The A in STEAM: Music on the Educational Stage
Music is like breathing, like our very heartbeat – we can’t do without it. It’s a universal language that crosses cultural barriers and brings people to a closer understanding.
It’s a challenge for a music teacher to inspire and motivate students and engage them musically. And in today’s technological environment, teachers must teach music expression in conjunction with 21st century skills like critical thinking and problem solving, so students will succeed in the labor market.
There is a way to accomplish these two goals. It can be done through technology, and in the case of music tuition that means electronic music.
Creating electronic music
Electronic music making is a great way for school children to express themselves using technology, which they are familiar with and which most of them love.
Creating music electronically is inspiring to young generations. Children love to get in front of a computer and tinker away – it’s much more exciting than learning to play an instrument: they can make their own music! Challenging but also rewarding.
Students can start out by remixing some of their favorite music and move on to composing their own pieces.
Students who get into electronic music usually work tirelessly on their music and are eager to share their creations. Creating music becomes an all-absorbing activity that they passionately share with anyone who will give them the time of day.
The sharing of music and ensuing discussions naturally facilitates collaborative learning, which has many benefits.
In the process of sharing and discussing each other’s work, students develop a deeper understanding of the subject and they have to use critical thinking skills to solve problems. They also develop confidence in their own work and in expressing and defending their ideas.

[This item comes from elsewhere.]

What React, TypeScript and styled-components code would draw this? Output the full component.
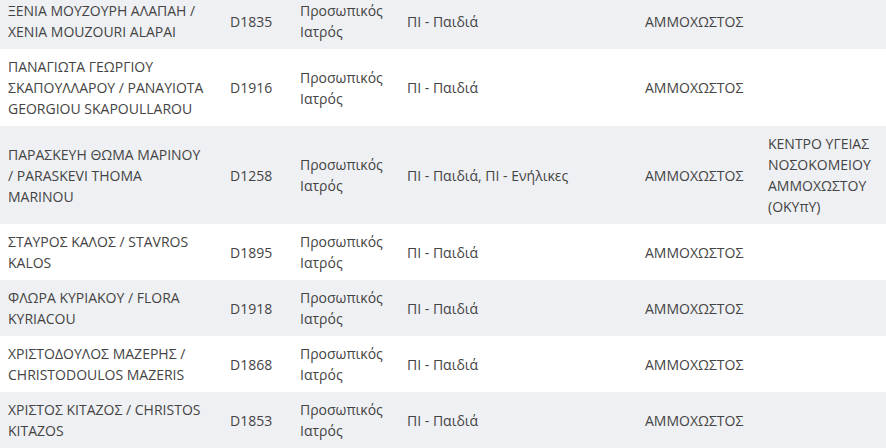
import React from "react";
import styled, { createGlobalStyle } from "styled-components";

interface IDoctor {
  name: string;
  code: string;
  specialty: string;
  category: string;
  district: string;
  center?: string;
}

const DOCTORS: IDoctor[] = [
  {
    name: "ΞΕΝΙΑ ΜΟΥΖΟΥΡΗ ΑΛΑΠΑΗ / XENIA MOUZOURI ALAPAI",
    code: "D1835",
    specialty: "Προσωπικός Ιατρός",
    category: "ΠΙ - Παιδιά",
    district: "ΑΜΜΟΧΩΣΤΟΣ",
  },
  {
    name: "ΠΑΝΑΓΙΩΤΑ ΓΕΩΡΓΙΟΥ ΣΚΑΠΟΥΛΛΑΡΟΥ / PANAYIOTA GEORGIOU SKAPOULLAROU",
    code: "D1916",
    specialty: "Προσωπικός Ιατρός",
    category: "ΠΙ - Παιδιά",
    district: "ΑΜΜΟΧΩΣΤΟΣ",
  },
  {
    name: "ΠΑΡΑΣΚΕΥΗ ΘΩΜΑ ΜΑΡΙΝΟΥ / PARASKEVI THOMA MARINOU",
    code: "D1258",
    specialty: "Προσωπικός Ιατρός",
    category: "ΠΙ - Παιδιά, ΠΙ - Ενήλικες",
    district: "ΑΜΜΟΧΩΣΤΟΣ",
    center: "ΚΕΝΤΡΟ ΥΓΕΙΑΣ ΝΟΣΟΚΟΜΕΙΟΥ ΑΜΜΟΧΩΣΤΟΥ (ΟΚΥπΥ)",
  },
  {
    name: "ΣΤΑΥΡΟΣ ΚΑΛΟΣ / STAVROS KALOS",
    code: "D1895",
    specialty: "Προσωπικός Ιατρός",
    category: "ΠΙ - Παιδιά",
    district: "ΑΜΜΟΧΩΣΤΟΣ",
  },
  {
    name: "ΦΛΩΡΑ ΚΥΡΙΑΚΟΥ / FLORA KYRIACOU",
    code: "D1918",
    specialty: "Προσωπικός Ιατρός",
    category: "ΠΙ - Παιδιά",
    district: "ΑΜΜΟΧΩΣΤΟΣ",
  },
  {
    name: "ΧΡΙΣΤΟΔΟΥΛΟΣ ΜΑΖΕΡΗΣ / CHRISTODOULOS MAZERIS",
    code: "D1868",
    specialty: "Προσωπικός Ιατρός",
    category: "ΠΙ - Παιδιά",
    district: "ΑΜΜΟΧΩΣΤΟΣ",
  },
  {
    name: "ΧΡΙΣΤΟΣ ΚΙΤΑΖΟΣ / CHRISTOS KITAZOS",
    code: "D1853",
    specialty: "Προσωπικός Ιατρός",
    category: "ΠΙ - Παιδιά",
    district: "ΑΜΜΟΧΩΣΤΟΣ",
  },
];

const COLUMN_WIDTHS = [222, 70, 107, 238, 123, 126];

function App() {
  return (
    <>
      <GlobalStyle />
      <Viewport>
        <Table>
          <colgroup>
            {COLUMN_WIDTHS.map((w, i) => (
              <col key={i} style={{ width: w }} />
            ))}
          </colgroup>
          <tbody>
            {DOCTORS.map((doc, i) => (
              <Row key={doc.code} $striped={i % 2 === 0}>
                <NameCell>{doc.name}</NameCell>
                <Cell>{doc.code}</Cell>
                <Cell>{doc.specialty}</Cell>
                <Cell>{doc.category}</Cell>
                <Cell>{doc.district}</Cell>
                <Cell>{doc.center ?? ""}</Cell>
              </Row>
            ))}
          </tbody>
        </Table>
      </Viewport>
    </>
  );
}

export default App;

const GlobalStyle = createGlobalStyle`
  html, body {
    margin: 0;
    padding: 0;
    background: #ffffff;
  }
  body {
    font-family: "Open Sans", "Noto Sans", sans-serif;
  }
`;

const Viewport = styled.div`
  width: 886px;
  height: 448px;
  overflow: hidden;
`;

const Table = styled.table`
  width: 886px;
  margin-top: -7px;
  border-collapse: collapse;
  table-layout: fixed;
  font-size: 14px;
  line-height: 21px;
  color: #444444;
`;

const Row = styled.tr<{ $striped: boolean }>`
  background: ${(p) => (p.$striped ? "#eff0f3" : "#ffffff")};
`;

const Cell = styled.td`
  padding: 7px 8px;
  vertical-align: middle;
  text-align: left;
`;

const NameCell = styled(Cell)`
  padding-right: 15px;
`;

While all of this is going on, they’re building relationships that will support them in their school years and often beyond.
There are many resources available to teachers that teach the basics of music and its composition and recording. And many of them are free, so teachers don’t need to apply for funding.
The digital audio company Ableton is an invaluable resource for individuals who want to learn music and schools that want to teach music.
In one initiative, the company provided old refurbished DJ equipment (Push 1 units) to schools that had applied for them. Secondary school, Alec Reed Academy in Northolt received 15 of the units.
Traditionally, the music curriculum has been more classically based.The thing is, most children are not exposed to classical music and very few learn to play musical instruments.
It’s much more effective and meaningful to teach them about the music that they are already listening to. With the new DJ equipment, the students can now actually get hands-on experience about how electronic music is created.
Today’s music technology offers programs that are simple and easy to use. On the Ableton website, anyone can access lessons right from their browser to learn the basics of music making.
Some teachers use the Soundtrap online recording studio. With this tool, students can continue working on their projects from their mobile devices when they leave the class.
Soundtrap works on Mac, Windows, iPad, iPhone, Android phones and tablets, Linux and Chromebooks. All music projects are stored in the cloud.
The thing about creating your own music is this: you want it perfect, the way you hear it in your head, so you keep practicing, you keep rehearsing with your friends.
Exposing students to the possibility that they can create their own music inspires them and keeps them engaged.